Date: 2012-10-03 12:15 pm (UTC)
ptc24: (Default)
From: [personal profile] ptc24
It would be amusing to get these things to show their working. When I say "amusing", I mean that it would take quite a while for people to understand what was being presented to them, and in the mean time the opportunities for misunderstanding would be many and varied.

I expect in a nice big data set there are going to be lots and lots of correlations. These will include:

1) Correlations which are large and strong and meaningful, which everyone understands.
2) Correlations which look like noxious stereotypes, and which would be noxious stereotypes if taken as strong correlations, but which are actually weak correlations.
3) "The crud factor" - weak but statistically significant correlations which represent real true facts about the world, but where there's no better explanation beyond "A can cause B can cause C can cause D can cause E, F can cause G can cause H can also cause E, therefore A is weakly correlated with F". See this (page 204 onwards) for more details: "everything correlates to some extent with everything else".
4) Lots and lots of statistically insignificant correlations, individually far too unreliable to be meaningful, but if you take a great big huge pile of them and let them "average out" in some way, they can collectively be useful.

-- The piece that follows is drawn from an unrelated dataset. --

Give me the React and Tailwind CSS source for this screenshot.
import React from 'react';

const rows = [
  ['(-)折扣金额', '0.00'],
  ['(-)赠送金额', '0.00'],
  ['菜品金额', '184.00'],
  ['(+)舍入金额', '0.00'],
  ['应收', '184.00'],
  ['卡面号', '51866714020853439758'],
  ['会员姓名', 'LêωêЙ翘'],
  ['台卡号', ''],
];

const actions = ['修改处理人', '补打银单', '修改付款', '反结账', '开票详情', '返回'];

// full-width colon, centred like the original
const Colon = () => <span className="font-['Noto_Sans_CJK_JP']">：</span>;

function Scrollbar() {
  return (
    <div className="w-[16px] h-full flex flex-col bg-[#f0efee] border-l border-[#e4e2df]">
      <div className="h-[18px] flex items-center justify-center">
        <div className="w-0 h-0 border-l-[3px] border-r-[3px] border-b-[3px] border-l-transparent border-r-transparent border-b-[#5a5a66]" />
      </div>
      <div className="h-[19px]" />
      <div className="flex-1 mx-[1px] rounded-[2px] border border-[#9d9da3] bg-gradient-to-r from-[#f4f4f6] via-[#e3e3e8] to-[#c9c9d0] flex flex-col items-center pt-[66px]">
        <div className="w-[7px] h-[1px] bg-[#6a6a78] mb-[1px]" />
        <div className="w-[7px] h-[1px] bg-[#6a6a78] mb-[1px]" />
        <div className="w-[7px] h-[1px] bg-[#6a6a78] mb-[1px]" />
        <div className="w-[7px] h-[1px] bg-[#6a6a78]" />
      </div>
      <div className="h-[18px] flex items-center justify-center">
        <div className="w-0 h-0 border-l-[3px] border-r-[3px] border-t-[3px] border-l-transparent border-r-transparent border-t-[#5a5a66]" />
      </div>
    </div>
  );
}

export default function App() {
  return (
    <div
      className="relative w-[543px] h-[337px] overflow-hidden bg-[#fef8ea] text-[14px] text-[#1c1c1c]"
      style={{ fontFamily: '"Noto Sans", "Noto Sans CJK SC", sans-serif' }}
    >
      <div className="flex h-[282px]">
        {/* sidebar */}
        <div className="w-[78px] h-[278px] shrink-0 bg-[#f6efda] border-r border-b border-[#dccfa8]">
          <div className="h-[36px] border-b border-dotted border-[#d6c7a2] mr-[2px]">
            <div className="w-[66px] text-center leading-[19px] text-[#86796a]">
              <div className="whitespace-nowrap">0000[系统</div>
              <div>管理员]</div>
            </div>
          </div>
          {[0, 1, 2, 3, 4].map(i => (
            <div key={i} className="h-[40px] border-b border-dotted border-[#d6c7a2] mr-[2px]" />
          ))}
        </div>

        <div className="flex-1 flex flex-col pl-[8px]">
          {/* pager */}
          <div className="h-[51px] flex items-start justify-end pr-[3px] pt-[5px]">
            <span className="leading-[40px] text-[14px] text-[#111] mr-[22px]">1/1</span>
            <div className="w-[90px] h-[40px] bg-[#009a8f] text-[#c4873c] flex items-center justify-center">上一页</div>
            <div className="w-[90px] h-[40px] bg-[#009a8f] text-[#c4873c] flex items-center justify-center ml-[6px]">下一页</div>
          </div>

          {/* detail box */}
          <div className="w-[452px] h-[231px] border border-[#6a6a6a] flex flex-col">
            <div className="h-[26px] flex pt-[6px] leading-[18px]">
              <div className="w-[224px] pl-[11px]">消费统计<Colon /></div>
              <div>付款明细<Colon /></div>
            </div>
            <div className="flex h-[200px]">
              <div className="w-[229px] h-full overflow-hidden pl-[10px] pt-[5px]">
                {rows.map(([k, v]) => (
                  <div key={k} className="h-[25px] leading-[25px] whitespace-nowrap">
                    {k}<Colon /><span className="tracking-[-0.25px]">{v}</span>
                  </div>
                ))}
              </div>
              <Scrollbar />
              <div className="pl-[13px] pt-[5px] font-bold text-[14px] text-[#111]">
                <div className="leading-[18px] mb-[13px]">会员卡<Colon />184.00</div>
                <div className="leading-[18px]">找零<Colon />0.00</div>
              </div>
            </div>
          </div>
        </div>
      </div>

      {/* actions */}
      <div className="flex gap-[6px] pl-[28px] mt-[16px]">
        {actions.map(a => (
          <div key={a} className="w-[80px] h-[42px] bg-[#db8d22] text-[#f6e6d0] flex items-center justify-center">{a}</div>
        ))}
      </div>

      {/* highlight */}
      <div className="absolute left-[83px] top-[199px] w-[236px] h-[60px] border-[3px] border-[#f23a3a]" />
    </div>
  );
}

I say 4 from personal experience with machine learning systems - when I tried to say to some system "OK, only use statistically significant correlations in your working" (at the standard 5% level), it gave substantially worse results than if I let it use statistically insignificant correlations too.

I sort of have a feeling that people's unconscious/implicit/associative/intuitive thought processes are sort of like this, only with even more nasty complications.

Upshot: if you let someone know what google was actually thinking, they'd probably have a fit.